Feeling unsatisfied with the Department of Education's first three draft proposals to rezone the Upper West Side, the Community Education Council for the area decided to exercise its "judgment and experience as both parents and elected officials" to come up with its own zoning plan. 

Council members presented its ideas on Tuesday in the form of an 11-page letter submitted to Schools Chancellor Carmen Fariña.

The letter laid out the driving principles for their ideas, stating it "strongly believes that a final zoning plan must relieve and prevent overcrowding; make our school populations more diverse and begin to address a segregated school system; and put all of our schools in the best position to succeed."

The missive reflects much of what the Department of Education had drafted previously, but with more fine-tuning to zone sizes. It calls for re-siting P.S. 452, which has been a contentious issue, and it adds a third address from the sprawling Lincoln Towers apartment complex to the zone for P.S. 191 Amsterdam which will move, pending approval, to a new building on West 61st Street. 

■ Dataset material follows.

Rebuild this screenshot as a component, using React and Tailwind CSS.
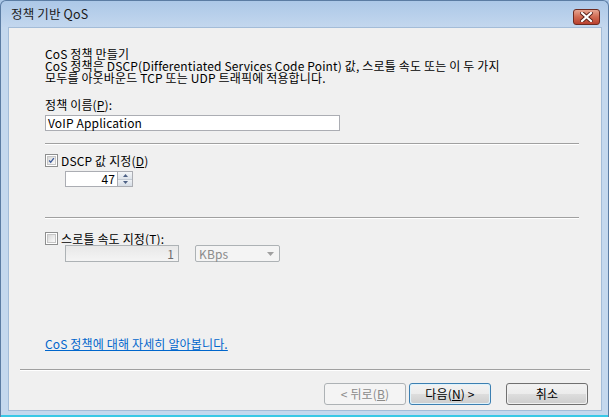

The city's Community Education Councils, made up of parent leaders in each district, vote up or down on rezoning plans proposed by the city. The District 3 council is asking the Department of Education to take the plan it created and then officially propose it back to the council for a vote.

“We value the CEC’s leadership and partnership, and will continue to solicit feedback, host meetings and engage in robust conversations as we work to submit a final proposal that best serves all of the students and families in District 3," said Toya Holness, a Department of Education spokeswoman, in a statement.

Another public meeting to discuss the rezoning will be held Wednesday evening. The plan put forward by parent leaders already has the support of Helen Rosenthal, the city councilwoman representing the area.

“I think the Community Education Council speaks for this district, and I think this plan represents Upper West Side core values,” she said.

Yet, the city's proposed changes had previously been met with resistance by many parents, especially those against the plan to re-site P.S. 452 and others opposed to breaking up Lincoln Towers apartments into two school zones. Wednesday night's meeting will give parents another chance to comment on the various zoning scenarios, along with two public hearings scheduled Oct. 29 and Nov. 1.